Church didn’t write a fairy tale. He wrote something closer to a philosophical argument — that the things which matter most are the things you cannot hold in your hand or prove in a laboratory. That a world without Santa Claus would be a world without poetry, without wonder, without the particular kind of faith that makes childhood what it is. That even the strongest mind, the most rigorous thinker, cannot imagine all the wonders that are unseen and unseeable.
For a man who had walked through some of the darkest chapters of American history, it was a remarkably generous thing to write.
What Happened Next
The Sun reprinted the editorial every Christmas until the paper closed in 1950. It has since been translated into twenty languages, set to music, and adapted into films. Historian Gerald Bowler called it the most famous editorial ever written. It is certainly the most reprinted.
Francis Church never knew any of this. He died in 1906, nine years after writing those 500 words, without ever receiving public credit for them. His identity as the author wasn’t revealed until after his death. He went to his grave not knowing what he had made.
Virginia O’Hanlon, on the other hand, lived with the letter for the rest of her life. She grew up, earned a bachelor’s degree from Hunter College, a master’s from Columbia, and a doctorate from Fordham — where her dissertation, fittingly, was titled *The Importance of Play*. She spent forty-seven years as a teacher and principal in the New York City school system, retiring in 1959. People wrote to her about the letter constantly. She answered them all. She was still receiving letters when she died in 1971, at the age of eighty-one.
Her original letter to the Sun never left the family. It still hasn’t.
Why It Lasts
The story could so easily have gone differently. A different editor might have thrown the letter away. A less reflective writer might have produced something dutiful and forgettable. The editorial might have run on a slow news day and been noticed, or on a busy one and been missed entirely.
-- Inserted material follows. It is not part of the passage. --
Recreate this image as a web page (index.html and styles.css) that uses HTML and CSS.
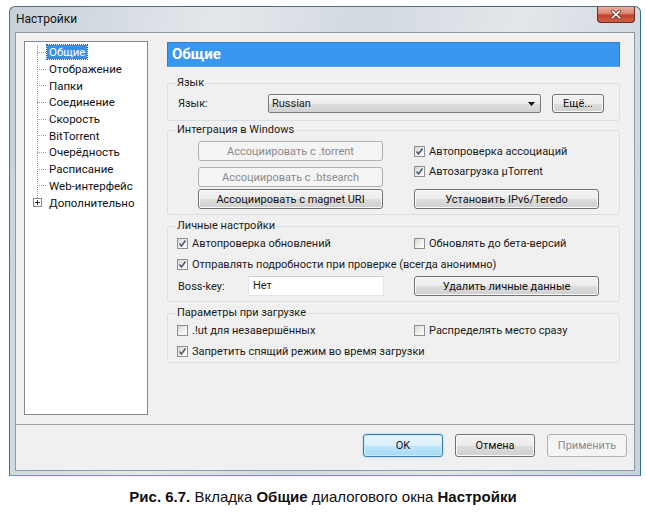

Instead it landed in the seventh slot on an editorial page below a piece about bicycles, and somehow found its way into permanent residence in the human heart.
What Church understood — despite his bristling, despite his war correspondent’s instinct for hard truths — was that the question Virginia was really asking had nothing to do with a man in a red suit. She was asking whether the world was worth believing in. Whether goodness was real. Whether the things her friends cynically dismissed were worth defending.
He thought they were. He said so in 500 words, anonymously, under deadline, in September. And a little girl on West 95th Street got her answer.